SUKABUMIUPDATE.com - Anggota Komisi IV DPR RI Fraksi Partai Keadilan Sejahtera (F-PKS) drh Slamet memberi sejumlah catatan terkait target penerimaan negara bukan pajak atau PNBP Kementerian Kelautan dan Perikanan atau KKP dari sub-sektor perikanan tangkap yang berada di angka Rp 12 triliun per tahun.
Slamet menilai, angka tersebut dirasa bombastis, paling tidak jika melihat histori realisasi PNBP perikanan per tahun yang tidak pernah menyentuh angka Rp 1 triliun.
Legislator asal Sukabumi ini memaparkan realisasi PNBP perikanan tahun 2020 yang hanya sebesar Rp 600,4 miliar dan merupakan realisasi PNBP tertinggi sejak tahun 2016. Dengan rincian Rp 521 miliar pada 2019, Rp 448 miliar pada 2018, Rp 491 miliar pada 2017, dan Rp 357 miliar pada 2016.
Selain itu, kata Slamet, berdasarkan data KKP, nilai produksi perikanan tangkap tahun 2020 berada di kisaran Rp 224 triliun.
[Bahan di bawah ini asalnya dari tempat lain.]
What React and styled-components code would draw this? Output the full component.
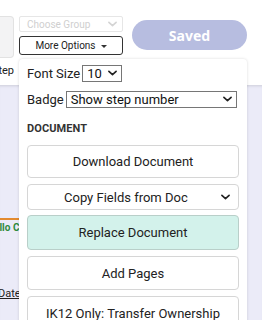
import React from 'react';
import styled, { createGlobalStyle } from 'styled-components';

const GlobalStyle = createGlobalStyle`
  body {
    margin: 0;
    font-family: Roboto, "Liberation Sans", sans-serif;
    color: #222;
  }
  #root {
    width: 262px;
    height: 320px;
    overflow: hidden;
  }
`;

const Page = styled.div`
  position: relative;
  display: flex;
  flex-direction: column;
  height: 320px;
  background: #fff;
`;

const Header = styled.div`
  display: flex;
  align-items: flex-start;
  height: 85px;
  padding-top: 16px;
  box-sizing: border-box;
`;

const LeftStub = styled.div`
  display: flex;
  flex-direction: column;
  width: 14px;
  overflow: hidden;
`;

const StubCard = styled.div`
  height: 42px;
  background: #f3f3f4;
  border: 1px solid #e2e2e2;
  border-left: none;
  border-radius: 0 4px 4px 0;
  box-sizing: border-box;
`;

const StubLabel = styled.div`
  display: flex;
  justify-content: flex-end;
  margin-top: 6px;
  font-size: 11px;
  white-space: nowrap;
  color: #222;
`;

const Controls = styled.div`
  display: flex;
  flex-direction: column;
  gap: 4px;
  width: 104px;
  margin-left: 5px;
`;

const GroupSelect = styled.div`
  display: flex;
  align-items: center;
  justify-content: space-between;
  height: 16px;
  padding: 0 5px 0 7px;
  border: 1px solid #e6e6e6;
  border-radius: 2px;
  box-sizing: border-box;
  font-size: 10px;
  color: #cfcfcf;
`;

const MoreButton = styled.div`
  display: flex;
  align-items: center;
  justify-content: center;
  gap: 5px;
  height: 19px;
  border: 1px solid #333;
  border-radius: 3px;
  box-sizing: border-box;
  font-size: 10px;
  color: #222;
`;

const Caret = styled.span`
  width: 0;
  height: 0;
  border-left: 3px solid transparent;
  border-right: 3px solid transparent;
  border-top: 3px solid #333;
  margin-top: 1px;
`;

const SavedButton = styled.div`
  display: flex;
  align-items: center;
  justify-content: center;
  width: 115px;
  height: 30px;
  margin: 4px 0 0 9px;
  border-radius: 15px;
  background: #b7bde0;
  color: #fff;
  font-family: "Noto Sans", Inter, sans-serif;
  font-weight: 700;
  font-size: 14px;
`;

const Main = styled.div`
  flex: 1;
  background: #ebebf8;
  box-shadow: inset 0 3px 3px -2px rgba(0, 0, 0, 0.12);
  padding-top: 133px;
`;

const Accent = styled.div`
  width: 60px;
  height: 2px;
  background: #e38a2e;
`;

const CutText = styled.div`
  margin-left: ${(p) => p.$shift}px;
  margin-top: ${(p) => p.$top}px;
  font-size: ${(p) => p.$size}px;
  font-weight: ${(p) => (p.$bold ? 700 : 400)};
  color: ${(p) => p.$color};
  text-decoration: ${(p) => (p.$underline ? 'underline' : 'none')};
  white-space: nowrap;
`;

const Menu = styled.div`
  position: absolute;
  left: 19px;
  top: 59px;
  width: 228px;
  height: 280px;
  padding: 6px 8px 0 8px;
  box-sizing: border-box;
  background: #fff;
  border-radius: 4px;
  box-shadow: 0 0 3px rgba(0, 0, 0, 0.15);
  display: flex;
  flex-direction: column;
`;

const FieldRow = styled.div`
  display: flex;
  align-items: center;
  gap: 2px;
  height: 17px;
  margin-top: ${(p) => p.$top}px;
  font-size: 13px;
  color: #222;
`;

const NativeSelect = styled.div`
  display: flex;
  align-items: center;
  justify-content: space-between;
  width: ${(p) => p.$width}px;
  height: 17px;
  padding: 0 4px;
  border: 1px solid #767676;
  box-sizing: border-box;
  font-size: 13px;
  color: #111;
`;

const SectionTitle = styled.div`
  margin-top: 14px;
  font-size: 11px;
  font-weight: 700;
  color: #333;
  letter-spacing: 0.1px;
`;

const ActionList = styled.div`
  display: flex;
  flex-direction: column;
  gap: 6px;
  margin-top: 10px;
`;

const ActionButton = styled.div`
  display: flex;
  align-items: center;
  justify-content: ${(p) => (p.$select ? 'space-between' : 'center')};
  height: ${(p) => p.$h}px;
  margin-top: ${(p) => p.$pull || 0}px;
  padding: ${(p) => (p.$select ? '0 8px 0 36px' : '0')};
  border: 1px solid ${(p) => (p.$active ? '#b9cfc9' : '#d6d6d6')};
  border-radius: 4px;
  box-sizing: border-box;
  background: ${(p) => (p.$active ? '#d3f2eb' : '#fff')};
  font-size: 13px;
  color: #222;
`;

function Chevron({ color = '#222', size = 10 }) {
  return (
    <svg width={size} height={size * 0.7} viewBox="0 0 10 7" fill="none">
      <path d="M1 1.5 L5 5.2 L9 1.5" stroke={color} strokeWidth="1.8" strokeLinecap="round" strokeLinejoin="round" />
    </svg>
  );
}

export default function App() {
  return (
    <>
      <GlobalStyle />
      <Page>
        <Header>
          <LeftStub>
            <StubCard />
            <StubLabel>Step</StubLabel>
          </LeftStub>
          <Controls>
            <GroupSelect>
              <span>Choose Group</span>
              <Chevron color="#d4d4d4" size={9} />
            </GroupSelect>
            <MoreButton>
              More Options <Caret />
            </MoreButton>
          </Controls>
          <SavedButton>Saved</SavedButton>
        </Header>
        <Main>
          <Accent />
          <CutText $shift={-13} $top={2} $size={10} $bold $color="#2f8a3c">Hello Company</CutText>
          <CutText $shift={-2} $top={54} $size={11} $underline $color="#222">Date</CutText>
        </Main>
        <Menu>
          <FieldRow $top={0}>
            Font Size
            <NativeSelect $width={40}>
              <span>10</span>
              <Chevron size={9} />
            </NativeSelect>
          </FieldRow>
          <FieldRow $top={9}>
            Badge
            <NativeSelect $width={171}>
              <span>Show step number</span>
              <Chevron size={9} />
            </NativeSelect>
          </FieldRow>
          <SectionTitle>DOCUMENT</SectionTitle>
          <ActionList>
            <ActionButton $h={33}>Download Document</ActionButton>
            <ActionButton $h={26} $select>
              <span>Copy Fields from Doc</span>
              <Chevron size={9} />
            </ActionButton>
            <ActionButton $h={35} $pull={-1} $active>Replace Document</ActionButton>
            <ActionButton $h={34}>Add Pages</ActionButton>
            <ActionButton $h={34}>IK12 Only: Transfer Ownership</ActionButton>
          </ActionList>
        </Menu>
      </Page>
    </>
  );
}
Sedangkan empat tahun sebelumnya, masing-masing Rp 219 triliun (2019), Rp 210 triliun (2018), Rp 197 triliun (2017), dan Rp 122 triliun (2016).
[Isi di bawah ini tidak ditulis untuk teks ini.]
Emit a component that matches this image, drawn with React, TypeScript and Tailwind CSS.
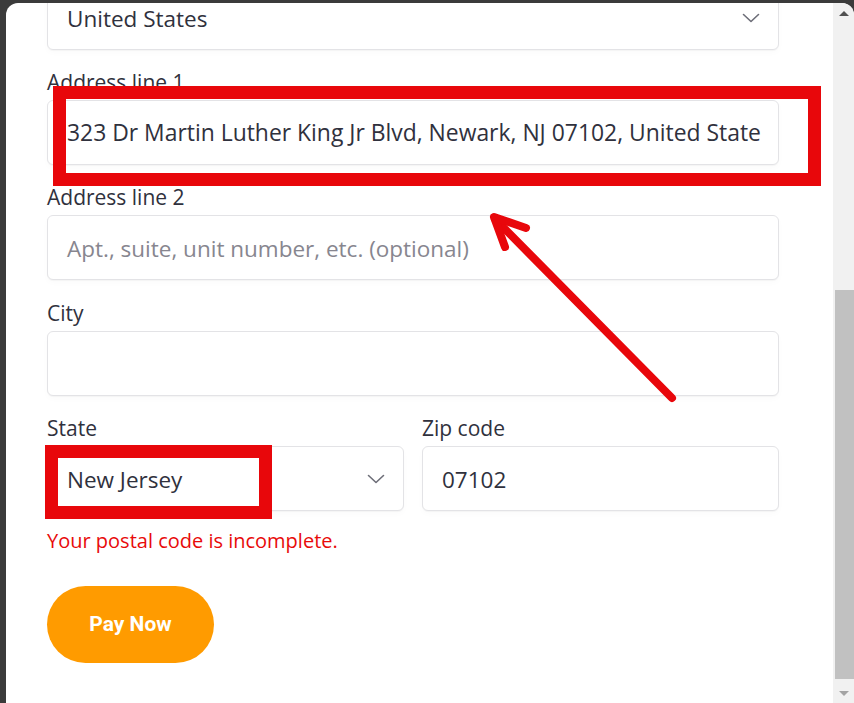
import React from "react";

const FONT = { fontFamily: '"Open Sans", "Noto Sans", sans-serif' };

function Chevron() {
  return (
    <svg width="18" height="10" viewBox="0 0 18 10" fill="none">
      <polyline points="1.5,1.5 9,8.5 16.5,1.5" stroke="#6d6e78" strokeWidth="1.6" strokeLinecap="round" strokeLinejoin="round" />
    </svg>
  );
}

const boxCls =
  "h-[65px] w-full rounded-[6px] border border-[#e3e3e6] bg-white shadow-[0_1px_1px_rgba(0,0,0,0.03),0_3px_6px_rgba(0,0,0,0.02)] flex items-center pl-[19px] pr-[18px] text-[22.5px] text-[#30313d]";

function Label({ children }: { children: React.ReactNode }) {
  return <div className="h-[24px] leading-[24px] text-[21px] text-[#30313d] mb-[6px]">{children}</div>;
}

export default function App() {
  return (
    <div className="relative w-[854px] h-[703px] overflow-hidden bg-[#3b3b3b] pt-[3px] pl-[6px]" style={FONT}>
      <div className="flex h-[712px] bg-white rounded-[12px] overflow-hidden">
        {/* content */}
        <div className="flex-1 overflow-hidden">
          <div className="ml-[41px] w-[732px] mt-[-18px] flex flex-col">
            {/* Country */}
            <div className={boxCls + " justify-between"}>
              <span className="pt-[2px]">United States</span>
              <span className="mt-[1px]">
                <Chevron />
              </span>
            </div>

            <div className="mt-[20px]">
              <Label>Address line 1</Label>
              <div className={boxCls}>
                <div className="whitespace-nowrap w-full text-[22.9px] pt-[2px]">
                  323 Dr Martin Luther King Jr Blvd, Newark, NJ 07102, United State
                </div>
              </div>
            </div>

            <div className="mt-[20px]">
              <Label>Address line 2</Label>
              <div className={boxCls}>
                <span className="text-[#87868f] whitespace-nowrap pt-[2px]">Apt., suite, unit number, etc. (optional)</span>
              </div>
            </div>

            <div className="mt-[21px]">
              <Label>City</Label>
              <div className={boxCls}></div>
            </div>

            <div className="mt-[20px] flex gap-[18px]">
              <div className="flex-1">
                <Label>State</Label>
                <div className={boxCls + " justify-between"}>
                  <span className="pt-[2px]">New Jersey</span>
                  <span className="mt-[1px]">
                    <Chevron />
                  </span>
                </div>
              </div>
              <div className="flex-1">
                <Label>Zip code</Label>
                <div className={boxCls}>
                  <span className="pt-[2px]">07102</span>
                </div>
              </div>
            </div>

            <div className="mt-[18px] h-[24px] leading-[24px] text-[20px] text-[#e80a0a]">
              Your postal code is incomplete.
            </div>

            <div className="mt-[33px]">
              <button
                className="w-[167px] h-[77px] rounded-full bg-[#ff9b00] text-white text-[21px] font-bold"
                style={{ fontFamily: 'Roboto, "Liberation Sans", sans-serif' }}
              >
                Pay Now
              </button>
            </div>
          </div>
        </div>

        {/* scrollbar */}
        <div className="w-[21px] bg-[#f1f1f1] flex flex-col h-[700px]">
          <div className="h-[20px] flex items-center justify-center">
            <div className="w-0 h-0 border-l-[5px] border-r-[5px] border-b-[5px] border-l-transparent border-r-transparent border-b-[#505050]" />
          </div>
          <div className="flex-1 pl-[2px]">
            <div className="mt-[267px] h-[389px] bg-[#c1c1c1]" />
          </div>
          <div className="h-[20px] flex items-center justify-center">
            <div className="w-0 h-0 border-l-[5px] border-r-[5px] border-t-[5px] border-l-transparent border-r-transparent border-t-[#a3a3a3]" />
          </div>
        </div>
      </div>

      {/* annotations */}
      <div className="absolute left-[53px] top-[86px] w-[768px] h-[100px] border-[13px] border-[#e8070b]" />
      <div className="absolute left-[45px] top-[445px] w-[227px] h-[74px] border-[13px] border-[#e8070b]" />
      <svg className="absolute left-0 top-0" width="854" height="703" viewBox="0 0 854 703">
        <g stroke="#e8070b" strokeWidth="8" strokeLinecap="round" strokeLinejoin="round" fill="none">
          <line x1="672" y1="398" x2="495" y2="219" />
          <polyline points="505,247 494,217 526,228" />
        </g>
      </svg>
    </div>
  );
}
"Artinya nilai ekonomi yang dihasilkan per tahun dari pemanfaatan sumber daya alam perikanan mencapai ratusan triliun rupiah. Namun jika dimasukkan menjadi pendapatan negara, nilainya belum mencapai satu persen," kata Slamet kepada media, Kamis, 29 April 2021.
Baca Juga :
Maka untuk meningkatkan PNBP menjadi Rp 12 triliun, Slamet menyebut KKP perlu memaksimalkan beberapa hal. Antara lain memaksimalkan atau merancang skema perizinan berusaha yang lebih mudah, namun tetap prudent khususnya pada industri perikanan tangkap, budidaya, dan industri pasca panen.
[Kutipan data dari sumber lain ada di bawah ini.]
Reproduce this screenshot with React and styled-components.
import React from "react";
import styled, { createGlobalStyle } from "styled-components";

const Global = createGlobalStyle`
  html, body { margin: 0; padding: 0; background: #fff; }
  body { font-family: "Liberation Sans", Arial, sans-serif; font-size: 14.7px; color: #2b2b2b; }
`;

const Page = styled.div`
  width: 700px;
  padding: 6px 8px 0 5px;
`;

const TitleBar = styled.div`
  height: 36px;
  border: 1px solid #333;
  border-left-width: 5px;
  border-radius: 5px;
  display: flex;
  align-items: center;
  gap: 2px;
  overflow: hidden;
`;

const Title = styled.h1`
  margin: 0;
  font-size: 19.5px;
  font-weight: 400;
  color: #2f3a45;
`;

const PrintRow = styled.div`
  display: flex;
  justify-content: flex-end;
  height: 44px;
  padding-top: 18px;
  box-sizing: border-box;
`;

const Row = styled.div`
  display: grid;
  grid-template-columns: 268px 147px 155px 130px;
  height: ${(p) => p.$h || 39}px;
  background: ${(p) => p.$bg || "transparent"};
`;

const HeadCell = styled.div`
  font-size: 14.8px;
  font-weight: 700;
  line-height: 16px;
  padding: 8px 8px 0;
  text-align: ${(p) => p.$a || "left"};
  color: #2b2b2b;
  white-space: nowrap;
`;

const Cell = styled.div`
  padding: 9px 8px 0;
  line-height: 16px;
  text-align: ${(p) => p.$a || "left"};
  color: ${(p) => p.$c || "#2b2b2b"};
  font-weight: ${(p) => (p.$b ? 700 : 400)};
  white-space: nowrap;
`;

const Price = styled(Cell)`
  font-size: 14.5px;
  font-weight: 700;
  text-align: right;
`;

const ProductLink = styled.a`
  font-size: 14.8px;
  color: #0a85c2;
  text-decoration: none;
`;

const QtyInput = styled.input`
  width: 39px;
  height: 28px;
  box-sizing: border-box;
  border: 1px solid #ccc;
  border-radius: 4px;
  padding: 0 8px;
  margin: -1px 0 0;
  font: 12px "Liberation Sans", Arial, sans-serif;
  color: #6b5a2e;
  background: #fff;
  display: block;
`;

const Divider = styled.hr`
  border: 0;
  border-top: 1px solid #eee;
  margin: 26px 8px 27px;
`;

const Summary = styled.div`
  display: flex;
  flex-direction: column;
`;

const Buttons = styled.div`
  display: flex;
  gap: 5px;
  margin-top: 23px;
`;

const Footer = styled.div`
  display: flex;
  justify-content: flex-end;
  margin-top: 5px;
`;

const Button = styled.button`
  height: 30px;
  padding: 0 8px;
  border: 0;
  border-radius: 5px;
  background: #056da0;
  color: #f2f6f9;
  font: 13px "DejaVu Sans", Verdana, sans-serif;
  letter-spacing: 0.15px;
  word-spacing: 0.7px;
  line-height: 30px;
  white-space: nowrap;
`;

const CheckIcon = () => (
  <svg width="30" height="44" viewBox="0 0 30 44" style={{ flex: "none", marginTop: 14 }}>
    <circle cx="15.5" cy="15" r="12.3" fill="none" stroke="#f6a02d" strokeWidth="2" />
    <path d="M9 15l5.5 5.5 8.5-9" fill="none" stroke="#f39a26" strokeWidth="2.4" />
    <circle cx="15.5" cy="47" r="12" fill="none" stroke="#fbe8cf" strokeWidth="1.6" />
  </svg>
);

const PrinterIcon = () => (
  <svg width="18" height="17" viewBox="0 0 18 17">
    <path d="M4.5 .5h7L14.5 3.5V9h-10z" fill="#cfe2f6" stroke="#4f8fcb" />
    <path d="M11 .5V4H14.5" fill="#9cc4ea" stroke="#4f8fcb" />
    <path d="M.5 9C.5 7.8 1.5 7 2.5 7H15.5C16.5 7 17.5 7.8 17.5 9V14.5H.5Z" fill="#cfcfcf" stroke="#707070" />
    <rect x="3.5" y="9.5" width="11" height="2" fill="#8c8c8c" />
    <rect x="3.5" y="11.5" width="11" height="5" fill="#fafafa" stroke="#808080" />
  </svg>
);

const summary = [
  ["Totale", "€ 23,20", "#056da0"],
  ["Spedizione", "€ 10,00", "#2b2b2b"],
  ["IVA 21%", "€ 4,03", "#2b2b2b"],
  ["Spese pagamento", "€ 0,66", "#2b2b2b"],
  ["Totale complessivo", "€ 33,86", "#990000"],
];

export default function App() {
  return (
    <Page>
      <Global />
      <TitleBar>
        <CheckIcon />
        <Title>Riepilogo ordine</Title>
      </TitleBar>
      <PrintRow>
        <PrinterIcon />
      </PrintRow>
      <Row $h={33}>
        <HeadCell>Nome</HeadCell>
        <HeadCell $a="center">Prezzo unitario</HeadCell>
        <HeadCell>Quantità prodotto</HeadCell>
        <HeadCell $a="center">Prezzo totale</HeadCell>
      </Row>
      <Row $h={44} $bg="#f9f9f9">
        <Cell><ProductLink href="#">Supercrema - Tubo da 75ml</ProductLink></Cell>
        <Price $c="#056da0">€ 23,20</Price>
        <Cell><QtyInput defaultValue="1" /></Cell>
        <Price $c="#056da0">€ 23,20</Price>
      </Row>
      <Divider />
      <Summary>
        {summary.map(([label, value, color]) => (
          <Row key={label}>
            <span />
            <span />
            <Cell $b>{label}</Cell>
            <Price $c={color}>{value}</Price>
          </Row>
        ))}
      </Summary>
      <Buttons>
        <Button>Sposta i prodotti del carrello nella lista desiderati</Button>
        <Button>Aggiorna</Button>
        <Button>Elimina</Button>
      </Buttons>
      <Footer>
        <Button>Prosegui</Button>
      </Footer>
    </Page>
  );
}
Kemudian KKP perlu memaksimalkan pengelolaan pasca panen produk perikanan ekonomis penting seperti udang, lobster, dan rumput laut. "Karena dengan pasca panen yang baik akan mempertahankan mutu komoditas ekonomis penting tersebut sehingga dapat bersaing di negara tujuan ekspor," ujarnya.
Tak hanya itu, KKP bersama Kementerian Perdagangan perlu melakukan lobi terhadap negara tujuan ekspor, khususnya Uni Eropa, agar mengurangi bahkan memberikan tarif nol persen terhadap produk perikanan Indonesia yang diekspor.
"Sebagaimana kita ketahui sektor perikanan saat ini terkena bea masuk sebesar 22-24 persen di negara-negara uni eropa. Ini yang menyebabkan produk perikanan Indonesia kurang kompetitif," katanya.
Terakhir, KKP juga perlu memaksimalkan keberadaan sentra kelautan perikanan terpadu atau SKPT yang tersebar di beberapa daerah agar menggenjot industrialisasi perikanan. Pasalnya, salah satu persoalan klasik di daerah adalah persoalan logistik perikanan yang masih mahal.
"Sehingga dengan adanya SKPT dapat membantu nelayan untuk menjual hasil tangkapan mereka," pungkas Slamet.